▸ **Data segment**
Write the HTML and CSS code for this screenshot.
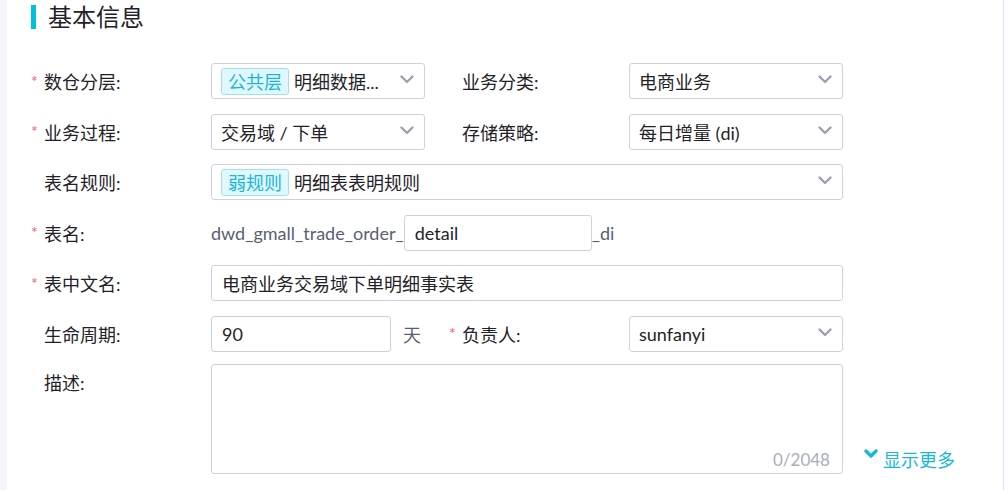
FILE: index.html
```html
<!DOCTYPE html>
<html lang="zh-CN">
<head>
<meta charset="utf-8">
<title>基本信息</title>
<link rel="stylesheet" href="styles.css">
</head>
<body>
<div class="page">
  <div class="card">
    <h2 class="title">基本信息</h2>
    <div class="form">
      <div class="label c1"><span class="star">*</span>数仓分层:</div>
      <div class="select c2">
        <span class="tag">公共层</span><span class="val">明细数据...</span>
        <svg class="chev" width="14" height="9" viewBox="0 0 14 9"><polyline points="1.5,1.5 7,7 12.5,1.5" fill="none" stroke="#9ba1b6" stroke-width="2.4" stroke-linecap="round" stroke-linejoin="round"/></svg>
      </div>
      <div class="label c4"><span class="star"></span>业务分类:</div>
      <div class="select c5">
        <span class="val">电商业务</span>
        <svg class="chev" width="14" height="9" viewBox="0 0 14 9"><polyline points="1.5,1.5 7,7 12.5,1.5" fill="none" stroke="#9ba1b6" stroke-width="2.4" stroke-linecap="round" stroke-linejoin="round"/></svg>
      </div>

      <div class="label c1"><span class="star">*</span>业务过程:</div>
      <div class="select c2">
        <span class="val">交易域 / 下单</span>
        <svg class="chev" width="14" height="9" viewBox="0 0 14 9"><polyline points="1.5,1.5 7,7 12.5,1.5" fill="none" stroke="#9ba1b6" stroke-width="2.4" stroke-linecap="round" stroke-linejoin="round"/></svg>
      </div>
      <div class="label c4"><span class="star"></span>存储策略:</div>
      <div class="select c5">
        <span class="val">每日增量 (di)</span>
        <svg class="chev" width="14" height="9" viewBox="0 0 14 9"><polyline points="1.5,1.5 7,7 12.5,1.5" fill="none" stroke="#9ba1b6" stroke-width="2.4" stroke-linecap="round" stroke-linejoin="round"/></svg>
      </div>

      <div class="label c1"><span class="star"></span>表名规则:</div>
      <div class="select wide">
        <span class="tag">弱规则</span><span class="val">明细表表明规则</span>
        <svg class="chev" width="14" height="9" viewBox="0 0 14 9"><polyline points="1.5,1.5 7,7 12.5,1.5" fill="none" stroke="#9ba1b6" stroke-width="2.4" stroke-linecap="round" stroke-linejoin="round"/></svg>
      </div>

      <div class="label c1"><span class="star">*</span>表名:</div>
      <div class="wide namerow">
        <span class="affix">dwd_gmall_trade_order_</span>
        <div class="input name-input">detail</div>
        <span class="affix">_di</span>
      </div>

      <div class="label c1"><span class="star">*</span>表中文名:</div>
      <div class="input wide">电商业务交易域下单明细事实表</div>

      <div class="label c1"><span class="star"></span>生命周期:</div>
      <div class="liferow c2">
        <div class="input life-input">90</div>
        <span class="unit">天</span>
      </div>
      <div class="label c4"><span class="star">*</span>负责人:</div>
      <div class="select c5">
        <span class="val">sunfanyi</span>
        <svg class="chev" width="14" height="9" viewBox="0 0 14 9"><polyline points="1.5,1.5 7,7 12.5,1.5" fill="none" stroke="#9ba1b6" stroke-width="2.4" stroke-linecap="round" stroke-linejoin="round"/></svg>
      </div>

      <div class="label c1 desc-label"><span class="star"></span>描述:</div>
      <div class="textarea wide">
        <span class="counter">0/2048</span>
      </div>
      <div class="more c6">
        <svg width="14" height="10" viewBox="0 0 14 10"><polyline points="2,2 7,7 12,2" fill="none" stroke="#16b9dc" stroke-width="3.4" stroke-linecap="round" stroke-linejoin="round"/></svg>
        <span>显示更多</span>
      </div>
    </div>
  </div>
</div>
</body>
</html>
```

FILE: styles.css
```css
* { box-sizing: border-box; }

html, body {
  margin: 0;
  padding: 0;
  height: 100%;
}

body {
  background: #f4f5f8;
  font-family: Lato, "Noto Sans CJK SC", sans-serif;
  font-size: 18px;
  color: #1f2229;
}

.page {
  padding-left: 7px;
  height: 100%;
}

.card {
  background: #fff;
  width: 997px;
  height: 100%;
  border-right: 1px solid #e6e8ee;
  padding: 5px 0 0 24px;
}

.title {
  margin: 0;
  height: 24px;
  display: flex;
  align-items: center;
  font-size: 24px;
  font-weight: normal;
  color: #1f2229;
  border-left: 5px solid #00c1de;
  padding-left: 12px;
  line-height: 1;
}

.form {
  margin-top: 34px;
  display: grid;
  grid-template-columns: 180px 214px 24px 180px 214px auto;
  grid-auto-rows: 36px;
  row-gap: 14.5px;
}

.c1 { grid-column: 1; }
.c2 { grid-column: 2; }
.c4 { grid-column: 4; }
.c5 { grid-column: 5; }
.c6 { grid-column: 6; }
.wide { grid-column: 2 / 6; }

.label {
  display: flex;
  align-items: center;
  height: 36px;
  color: #1f2229;
  white-space: nowrap;
}

.star {
  display: inline-block;
  width: 13px;
  color: #f2606f;
  font-size: 16px;
  position: relative;
  top: -1px;
}

.select, .input, .textarea {
  border: 1px solid #cdd1e2;
  border-radius: 3px;
  background: #fff;
  height: 36px;
}

.select {
  display: flex;
  align-items: center;
  padding: 0 10px 0 9px;
  gap: 5px;
}

.val {
  flex: 1;
  white-space: nowrap;
  overflow: hidden;
  color: #1f2229;
}

.chev {
  flex: none;
  margin-top: -3px;
}

.tag {
  flex: none;
  height: 27px;
  display: flex;
  align-items: center;
  padding: 0 6px;
  color: #19b7d9;
  background: #e0f7fc;
  border: 1px solid #9de2f0;
  border-radius: 3px;
}

.namerow {
  display: flex;
  align-items: center;
}

.affix {
  color: #5a5f75;
  white-space: nowrap;
}

.name-input {
  width: 188px;
  flex: none;
}

.input {
  display: flex;
  align-items: center;
  padding: 0 10px;
  color: #1f2229;
}

.liferow {
  display: flex;
  align-items: center;
  gap: 12px;
}

.life-input {
  width: 180px;
  flex: none;
}

.unit {
  color: #5a5f75;
}

.desc-label {
  align-self: start;
  margin-top: -2.5px;
}

.textarea {
  position: relative;
  height: 110px;
  margin-top: -2.5px;
}

.counter {
  position: absolute;
  right: 12px;
  bottom: 3px;
  color: #a8adc0;
  font-size: 17px;
}

.more {
  align-self: start;
  display: flex;
  align-items: flex-end;
  margin-left: 21px;
  margin-top: 80px;
  color: #16b9dc;
  font-size: 18px;
  white-space: nowrap;
}

.more svg {
  margin-bottom: 13px;
  margin-right: 5px;
}
```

▸ **Task objective**
Could you repeat all of the material exactly? Pictures should not be copied.

▸ **Complete answer**
Write the HTML and CSS code for this screenshot.
FILE: index.html
```html
<!DOCTYPE html>
<html lang="zh-CN">
<head>
<meta charset="utf-8">
<title>基本信息</title>
<link rel="stylesheet" href="styles.css">
</head>
<body>
<div class="page">
  <div class="card">
    <h2 class="title">基本信息</h2>
    <div class="form">
      <div class="label c1"><span class="star">*</span>数仓分层:</div>
      <div class="select c2">
        <span class="tag">公共层</span><span class="val">明细数据...</span>
        <svg class="chev" width="14" height="9" viewBox="0 0 14 9"><polyline points="1.5,1.5 7,7 12.5,1.5" fill="none" stroke="#9ba1b6" stroke-width="2.4" stroke-linecap="round" stroke-linejoin="round"/></svg>
      </div>
      <div class="label c4"><span class="star"></span>业务分类:</div>
      <div class="select c5">
        <span class="val">电商业务</span>
        <svg class="chev" width="14" height="9" viewBox="0 0 14 9"><polyline points="1.5,1.5 7,7 12.5,1.5" fill="none" stroke="#9ba1b6" stroke-width="2.4" stroke-linecap="round" stroke-linejoin="round"/></svg>
      </div>

      <div class="label c1"><span class="star">*</span>业务过程:</div>
      <div class="select c2">
        <span class="val">交易域 / 下单</span>
        <svg class="chev" width="14" height="9" viewBox="0 0 14 9"><polyline points="1.5,1.5 7,7 12.5,1.5" fill="none" stroke="#9ba1b6" stroke-width="2.4" stroke-linecap="round" stroke-linejoin="round"/></svg>
      </div>
      <div class="label c4"><span class="star"></span>存储策略:</div>
      <div class="select c5">
        <span class="val">每日增量 (di)</span>
        <svg class="chev" width="14" height="9" viewBox="0 0 14 9"><polyline points="1.5,1.5 7,7 12.5,1.5" fill="none" stroke="#9ba1b6" stroke-width="2.4" stroke-linecap="round" stroke-linejoin="round"/></svg>
      </div>

      <div class="label c1"><span class="star"></span>表名规则:</div>
      <div class="select wide">
        <span class="tag">弱规则</span><span class="val">明细表表明规则</span>
        <svg class="chev" width="14" height="9" viewBox="0 0 14 9"><polyline points="1.5,1.5 7,7 12.5,1.5" fill="none" stroke="#9ba1b6" stroke-width="2.4" stroke-linecap="round" stroke-linejoin="round"/></svg>
      </div>

      <div class="label c1"><span class="star">*</span>表名:</div>
      <div class="wide namerow">
        <span class="affix">dwd_gmall_trade_order_</span>
        <div class="input name-input">detail</div>
        <span class="affix">_di</span>
      </div>

      <div class="label c1"><span class="star">*</span>表中文名:</div>
      <div class="input wide">电商业务交易域下单明细事实表</div>

      <div class="label c1"><span class="star"></span>生命周期:</div>
      <div class="liferow c2">
        <div class="input life-input">90</div>
        <span class="unit">天</span>
      </div>
      <div class="label c4"><span class="star">*</span>负责人:</div>
      <div class="select c5">
        <span class="val">sunfanyi</span>
        <svg class="chev" width="14" height="9" viewBox="0 0 14 9"><polyline points="1.5,1.5 7,7 12.5,1.5" fill="none" stroke="#9ba1b6" stroke-width="2.4" stroke-linecap="round" stroke-linejoin="round"/></svg>
      </div>

      <div class="label c1 desc-label"><span class="star"></span>描述:</div>
      <div class="textarea wide">
        <span class="counter">0/2048</span>
      </div>
      <div class="more c6">
        <svg width="14" height="10" viewBox="0 0 14 10"><polyline points="2,2 7,7 12,2" fill="none" stroke="#16b9dc" stroke-width="3.4" stroke-linecap="round" stroke-linejoin="round"/></svg>
        <span>显示更多</span>
      </div>
    </div>
  </div>
</div>
</body>
</html>
```

FILE: styles.css
```css
* { box-sizing: border-box; }

html, body {
  margin: 0;
  padding: 0;
  height: 100%;
}

body {
  background: #f4f5f8;
  font-family: Lato, "Noto Sans CJK SC", sans-serif;
  font-size: 18px;
  color: #1f2229;
}

.page {
  padding-left: 7px;
  height: 100%;
}

.card {
  background: #fff;
  width: 997px;
  height: 100%;
  border-right: 1px solid #e6e8ee;
  padding: 5px 0 0 24px;
}

.title {
  margin: 0;
  height: 24px;
  display: flex;
  align-items: center;
  font-size: 24px;
  font-weight: normal;
  color: #1f2229;
  border-left: 5px solid #00c1de;
  padding-left: 12px;
  line-height: 1;
}

.form {
  margin-top: 34px;
  display: grid;
  grid-template-columns: 180px 214px 24px 180px 214px auto;
  grid-auto-rows: 36px;
  row-gap: 14.5px;
}

.c1 { grid-column: 1; }
.c2 { grid-column: 2; }
.c4 { grid-column: 4; }
.c5 { grid-column: 5; }
.c6 { grid-column: 6; }
.wide { grid-column: 2 / 6; }

.label {
  display: flex;
  align-items: center;
  height: 36px;
  color: #1f2229;
  white-space: nowrap;
}

.star {
  display: inline-block;
  width: 13px;
  color: #f2606f;
  font-size: 16px;
  position: relative;
  top: -1px;
}

.select, .input, .textarea {
  border: 1px solid #cdd1e2;
  border-radius: 3px;
  background: #fff;
  height: 36px;
}

.select {
  display: flex;
  align-items: center;
  padding: 0 10px 0 9px;
  gap: 5px;
}

.val {
  flex: 1;
  white-space: nowrap;
  overflow: hidden;
  color: #1f2229;
}

.chev {
  flex: none;
  margin-top: -3px;
}

.tag {
  flex: none;
  height: 27px;
  display: flex;
  align-items: center;
  padding: 0 6px;
  color: #19b7d9;
  background: #e0f7fc;
  border: 1px solid #9de2f0;
  border-radius: 3px;
}

.namerow {
  display: flex;
  align-items: center;
}

.affix {
  color: #5a5f75;
  white-space: nowrap;
}

.name-input {
  width: 188px;
  flex: none;
}

.input {
  display: flex;
  align-items: center;
  padding: 0 10px;
  color: #1f2229;
}

.liferow {
  display: flex;
  align-items: center;
  gap: 12px;
}

.life-input {
  width: 180px;
  flex: none;
}

.unit {
  color: #5a5f75;
}

.desc-label {
  align-self: start;
  margin-top: -2.5px;
}

.textarea {
  position: relative;
  height: 110px;
  margin-top: -2.5px;
}

.counter {
  position: absolute;
  right: 12px;
  bottom: 3px;
  color: #a8adc0;
  font-size: 17px;
}

.more {
  align-self: start;
  display: flex;
  align-items: flex-end;
  margin-left: 21px;
  margin-top: 80px;
  color: #16b9dc;
  font-size: 18px;
  white-space: nowrap;
}

.more svg {
  margin-bottom: 13px;
  margin-right: 5px;
}
```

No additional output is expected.